** begin **
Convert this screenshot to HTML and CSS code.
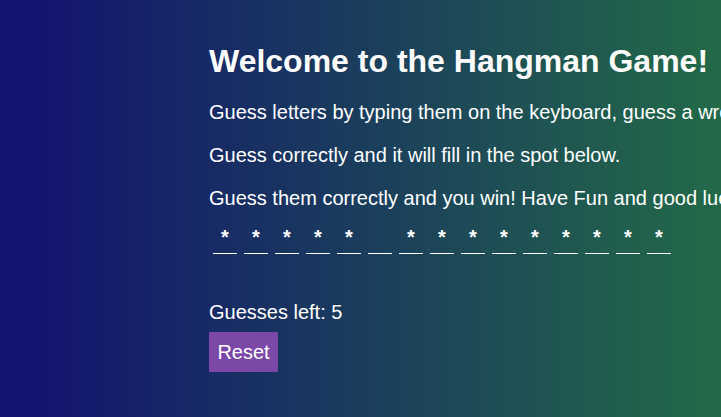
FILE: index.html
```html
<!DOCTYPE html>
<html>
<head>
<meta charset="utf-8">
<link rel="stylesheet" href="styles.css">
</head>
<body>
<main class="game">
  <h1 class="title">Welcome to the Hangman Game!</h1>
  <p class="text">Guess letters by typing them on the keyboard, guess a wrong letter and you lose a guess.</p>
  <p class="text">Guess correctly and it will fill in the spot below.</p>
  <p class="text">Guess them correctly and you win! Have Fun and good luck!</p>
  <div class="word">
    <span class="slot">*</span><span class="slot">*</span><span class="slot">*</span><span class="slot">*</span><span class="slot">*</span><span class="slot"></span><span class="slot">*</span><span class="slot">*</span><span class="slot">*</span><span class="slot">*</span><span class="slot">*</span><span class="slot">*</span><span class="slot">*</span><span class="slot">*</span><span class="slot">*</span>
  </div>
  <p class="guesses">Guesses left: 5</p>
  <button class="reset">Reset</button>
</main>
</body>
</html>
```
FILE: styles.css
```css
html, body {
  margin: 0;
  height: 100%;
}
body {
  background: linear-gradient(to right, #121270 0%, #13146f 5%, #236a48 100%);
  color: #fff;
  font-family: "Liberation Sans", Arial, sans-serif;
  overflow: hidden;
}
.game {
  padding: 22px 0 0 209px;
  white-space: nowrap;
}
.title {
  font-size: 32px;
  font-weight: bold;
  margin: 21px 0 21px;
}
.text {
  font-size: 20px;
  margin: 0 0 20px;
  line-height: 23px;
}
.word {
  display: flex;
  gap: 7px;
  padding-left: 4px;
  margin-top: -5px;
  height: 30px;
}
.slot {
  width: 24px;
  height: 28px;
  border-bottom: 1px solid #fff;
  font-size: 20px;
  font-weight: bold;
  text-align: center;
  line-height: 24px;
}
.guesses {
  font-size: 20px;
  line-height: 23px;
  margin: 46px 0 8px;
}
.reset {
  font-family: "Liberation Sans", Arial, sans-serif;
  font-size: 20px;
  color: #fff;
  background: #7b48a8;
  border: none;
  padding: 8px 8px;
  height: 40px;
  width: 69px;
}
```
** end **
# [What the task asks]
Every line should be retyped exactly, with the pictures omitted.

# [Response to the exercise]
Convert this screenshot to HTML and CSS code.
FILE: index.html
```html
<!DOCTYPE html>
<html>
<head>
<meta charset="utf-8">
<link rel="stylesheet" href="styles.css">
</head>
<body>
<main class="game">
  <h1 class="title">Welcome to the Hangman Game!</h1>
  <p class="text">Guess letters by typing them on the keyboard, guess a wrong letter and you lose a guess.</p>
  <p class="text">Guess correctly and it will fill in the spot below.</p>
  <p class="text">Guess them correctly and you win! Have Fun and good luck!</p>
  <div class="word">
    <span class="slot">*</span><span class="slot">*</span><span class="slot">*</span><span class="slot">*</span><span class="slot">*</span><span class="slot"></span><span class="slot">*</span><span class="slot">*</span><span class="slot">*</span><span class="slot">*</span><span class="slot">*</span><span class="slot">*</span><span class="slot">*</span><span class="slot">*</span><span class="slot">*</span>
  </div>
  <p class="guesses">Guesses left: 5</p>
  <button class="reset">Reset</button>
</main>
</body>
</html>
```
FILE: styles.css
```css
html, body {
  margin: 0;
  height: 100%;
}
body {
  background: linear-gradient(to right, #121270 0%, #13146f 5%, #236a48 100%);
  color: #fff;
  font-family: "Liberation Sans", Arial, sans-serif;
  overflow: hidden;
}
.game {
  padding: 22px 0 0 209px;
  white-space: nowrap;
}
.title {
  font-size: 32px;
  font-weight: bold;
  margin: 21px 0 21px;
}
.text {
  font-size: 20px;
  margin: 0 0 20px;
  line-height: 23px;
}
.word {
  display: flex;
  gap: 7px;
  padding-left: 4px;
  margin-top: -5px;
  height: 30px;
}
.slot {
  width: 24px;
  height: 28px;
  border-bottom: 1px solid #fff;
  font-size: 20px;
  font-weight: bold;
  text-align: center;
  line-height: 24px;
}
.guesses {
  font-size: 20px;
  line-height: 23px;
  margin: 46px 0 8px;
}
.reset {
  font-family: "Liberation Sans", Arial, sans-serif;
  font-size: 20px;
  color: #fff;
  background: #7b48a8;
  border: none;
  padding: 8px 8px;
  height: 40px;
  width: 69px;
}
```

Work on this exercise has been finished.